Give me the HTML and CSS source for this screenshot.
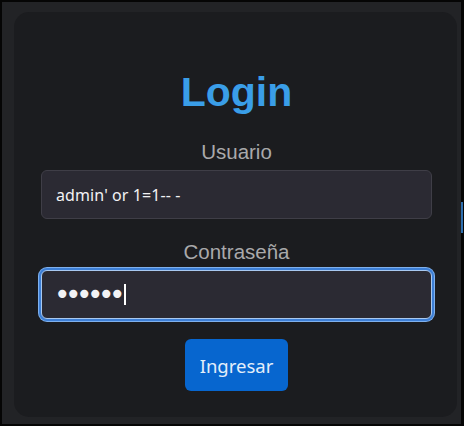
FILE: index.html
```html
<!DOCTYPE html>
<html lang="es">
<head>
  <meta charset="UTF-8">
  <meta name="viewport" content="width=device-width, initial-scale=1">
  <title>Login</title>
  <link rel="stylesheet" href="styles.css">
</head>
<body>
  <div class="frame">
    <form class="card" onsubmit="return false">
      <h1>Login</h1>
      <label for="user">Usuario</label>
      <input type="text" id="user" value="admin' or 1=1-- -">
      <label for="pass">Contraseña</label>
      <div class="pass-wrap">
        <input type="password" id="pass" class="focused" value="123456">
        <span class="caret"></span>
      </div>
      <button type="submit">Ingresar</button>
    </form>
    <div class="edge-thumb"></div>
  </div>
</body>
</html>
```

FILE: styles.css
```css
html, body {
  margin: 0;
  padding: 0;
  background: #000;
}
.frame {
  position: relative;
  box-sizing: border-box;
  width: 464px;
  height: 426px;
  border-style: solid;
  border-color: #050505;
  border-width: 2px 3px 2px 2px;
  background: #222326;
  padding: 10px 4px 7px 12px;
}
.card {
  box-sizing: border-box;
  height: 100%;
  background: #1b1c1f;
  border-radius: 15px;
  padding: 56px 25px 0 27px;
  display: flex;
  flex-direction: column;
  align-items: center;
}
h1 {
  margin: 0 0 24px;
  font-family: "Liberation Sans", Arial, sans-serif;
  font-size: 41px;
  line-height: 48px;
  font-weight: bold;
  color: #3a9ee8;
}
label {
  font-family: "Liberation Sans", Arial, sans-serif;
  font-size: 20.5px;
  line-height: 24px;
  color: #a9a9ab;
  margin-bottom: 6px;
}
input {
  box-sizing: border-box;
  width: 100%;
  height: 49px;
  padding: 0 14px;
  background: #2b2a33;
  border: 1px solid #3f3e47;
  border-radius: 6px;
  color: #f2f2f4;
  font-family: "Noto Sans", sans-serif;
  font-size: 16px;
  letter-spacing: 0.1px;
  margin: 0 0 21px;
}
input:focus, input.focused {
  outline: none;
  border-color: #a8c8f0;
  box-shadow: 0 0 0 2px #3d7fd6, 0 0 0 3px #7fb0ec;
}
.pass-wrap {
  position: relative;
  width: 100%;
  margin-bottom: 20px;
}
.pass-wrap input {
  margin: 0;
  padding-left: 12px;
  font-family: "DejaVu Sans", sans-serif;
  font-size: 28px;
  letter-spacing: -5.5px;
  caret-color: transparent;
}
.caret {
  position: absolute;
  left: 83px;
  top: 14px;
  width: 2px;
  height: 21px;
  background: #fff;
}
button {
  height: 52px;
  padding: 0 15px;
  border: none;
  border-radius: 6px;
  background: #0766cf;
  color: #e3eefa;
  font-family: "Noto Sans", sans-serif;
  font-size: 18.5px;
  cursor: pointer;
}
button:hover { background: #0a5bb8; }
.edge-thumb {
  position: absolute;
  right: -2px;
  top: 200px;
  width: 2px;
  height: 31px;
  background: #2f6fae;
}
```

-=-=-

_Set problem:_
Copy each line in full and exactly, omitting any picture.

_Output for this exercise:_
Give me the HTML and CSS source for this screenshot.
FILE: index.html
```html
<!DOCTYPE html>
<html lang="es">
<head>
  <meta charset="UTF-8">
  <meta name="viewport" content="width=device-width, initial-scale=1">
  <title>Login</title>
  <link rel="stylesheet" href="styles.css">
</head>
<body>
  <div class="frame">
    <form class="card" onsubmit="return false">
      <h1>Login</h1>
      <label for="user">Usuario</label>
      <input type="text" id="user" value="admin' or 1=1-- -">
      <label for="pass">Contraseña</label>
      <div class="pass-wrap">
        <input type="password" id="pass" class="focused" value="123456">
        <span class="caret"></span>
      </div>
      <button type="submit">Ingresar</button>
    </form>
    <div class="edge-thumb"></div>
  </div>
</body>
</html>
```

FILE: styles.css
```css
html, body {
  margin: 0;
  padding: 0;
  background: #000;
}
.frame {
  position: relative;
  box-sizing: border-box;
  width: 464px;
  height: 426px;
  border-style: solid;
  border-color: #050505;
  border-width: 2px 3px 2px 2px;
  background: #222326;
  padding: 10px 4px 7px 12px;
}
.card {
  box-sizing: border-box;
  height: 100%;
  background: #1b1c1f;
  border-radius: 15px;
  padding: 56px 25px 0 27px;
  display: flex;
  flex-direction: column;
  align-items: center;
}
h1 {
  margin: 0 0 24px;
  font-family: "Liberation Sans", Arial, sans-serif;
  font-size: 41px;
  line-height: 48px;
  font-weight: bold;
  color: #3a9ee8;
}
label {
  font-family: "Liberation Sans", Arial, sans-serif;
  font-size: 20.5px;
  line-height: 24px;
  color: #a9a9ab;
  margin-bottom: 6px;
}
input {
  box-sizing: border-box;
  width: 100%;
  height: 49px;
  padding: 0 14px;
  background: #2b2a33;
  border: 1px solid #3f3e47;
  border-radius: 6px;
  color: #f2f2f4;
  font-family: "Noto Sans", sans-serif;
  font-size: 16px;
  letter-spacing: 0.1px;
  margin: 0 0 21px;
}
input:focus, input.focused {
  outline: none;
  border-color: #a8c8f0;
  box-shadow: 0 0 0 2px #3d7fd6, 0 0 0 3px #7fb0ec;
}
.pass-wrap {
  position: relative;
  width: 100%;
  margin-bottom: 20px;
}
.pass-wrap input {
  margin: 0;
  padding-left: 12px;
  font-family: "DejaVu Sans", sans-serif;
  font-size: 28px;
  letter-spacing: -5.5px;
  caret-color: transparent;
}
.caret {
  position: absolute;
  left: 83px;
  top: 14px;
  width: 2px;
  height: 21px;
  background: #fff;
}
button {
  height: 52px;
  padding: 0 15px;
  border: none;
  border-radius: 6px;
  background: #0766cf;
  color: #e3eefa;
  font-family: "Noto Sans", sans-serif;
  font-size: 18.5px;
  cursor: pointer;
}
button:hover { background: #0a5bb8; }
.edge-thumb {
  position: absolute;
  right: -2px;
  top: 200px;
  width: 2px;
  height: 31px;
  background: #2f6fae;
}
```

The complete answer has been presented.